Moonlight: “Out of the Past”


By Sarah Stegall

Copyright © 2007 by Sarah Stegall


Fridays on CBS, 9pm ET/PT

“Out of the Past”

Written by David Greenwalt

Directed by Frederick E. O. Toye

Only two scenes from the second episode of CBS’s vampire-detective series Moonlight stood out: a conversation between Mick St. John and his vampire pal Josef (Alex O’Laughlin and Jason Dohring), and the final scene between Mick and Beth Turner (Sophia Myles). Neither scene had much to do with the plot, and everything to do with character development. Which says something about the state of vampire detective stories nowadays. Are we burned out afterForever Knight, Blade and Angel (produced by tonight’s writer, David Greenwalt) have already explored this genre so thoroughly, and so recently? Or maybe the show just needs better stories. Either way, Moonlight is in serious need of a transfusion–better stories, more energetic writing, and a heck of a lot more clarity.

Mick is unhappy that Lee Jay Spalding (David Fabrizio, Criminal Minds), a murderer he helped put away 25 years ago, is now being released from prison after being “exonerated”. His friend Josef remarks, sensibly enough, that the surest way to make sure Spalding never kills again is for Mick to kill him himself. Mick rejects this idea because he needs closure of some kind. Justice, of any kind, takes a back seat to personal growth. In almost the next breath, Mick castigates himself for not having killed Spalding 25 years ago, when he had the chance–“A woman is dead because of me”. Apparently, drinking blood addles the brain. It certainly confuses the moral sense; after having made a point of telling us in the pilot that Mick virtuously abstains from drinking the blood of the living on moral grounds, he then accepts a glass of red from Josef, whom he knows to have no qualms about killing for blood.

This scene pretty much sums up everything that is wrong with this character and this series. Mick St. John is hardly any kind of vampire at all. When it suits him, he walks around carelessly in daylight, doesn’t even blink at crosses displayed in a funeral service, claims immunity from holy water and likes garlic on his pizza. He has no Achilles’ heel other than a really bad allergic reaction to silver. He claims that he won’t kill women or children, although we see him in a flashback partying with vampire groupies and drinking their blood. He also doesn’t ask Josef, whom he knows holds humans in contempt, where he got his blood. Allowing others to hunt and kill food in ways you reject, and then accepting it without question, certainly does not lift the burden of responsibility; it only makes you a hypocrite. Mick also doesn’t seem to have thought out his career as a vampire detective very well–he maintains friendships over decades despite the virtual certainty that someone will notice that he doesn’t age (which is exactly what happens in this episode), he hides his gun in places so obvious a guy fresh out of prison can find it, he leaves fingerprints everywhere he goes, and his idea of detective work is to use a GPS tracker. An ex-con with the IQ of an apple manages to almost frame him for attempted murder. As a vampire, Mick’s a wuss. As a detective, he’s a washout.

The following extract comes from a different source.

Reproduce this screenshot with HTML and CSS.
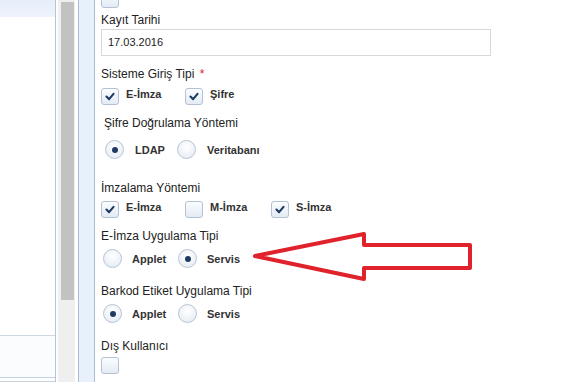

The second scene that held my attention was the final one, where Mick staggers home to his apartment, in full vampire mode, gasping and dying because he’s been shot with silver buckshot. He desperately scrabbles for a plasma bag of blood that will restore him, and is drinking it when Beth Turner, having finally figured out his secret, enters. Mick’s fear and humiliation, his attempts to hide his face and spare her the truth about his nature, were the most touching and revealing moments there have been between these two. In the voice-over at the beginning of the episode, Mick admits that when he held Beth in his arms, “it almost feels as if it could work between us”. Indeed, the moments when he is most a vampire are also those when he is most vulnerable to her, a reversal of the vampire-as-powerful-demon we have come to expect. This love-conquers-power trope is a staple of romance novels, and is about the only thing lifting Moonlight out of sheer mediocrity so far. That one image, of Mick hunching away from Beth, turning away, trembling in weakness and shame, is the only one that will bring me back to this show next week. It encapsulates everything that’s right with this show, and this character.

Maybe the real heart of this show is Mick’s struggle with himself and his own nature, fighting himself to win a mortal love. I hope so, but I don’t know if the writers can make this work, given that they’ve stripped Mick of practically every vestige of vampirism. How can he struggle against a nature he barely appears to have? If the show is going to follow in the footsteps ofBeauty and the Beast, with Mick and Beth as lovers who dare not love, they’re going to have to come up with a barrier between these two. On Beauty and the Beast, the obstacle was Vincent’s bestial appearance–certainly not a problem with the handsome Mick St. John. There are serious problems to be worked out in this format, and I’m hoping the producers can solve them, because despite all its many flaws I still like this show. With every episode, however, it’s getting a little harder to do so.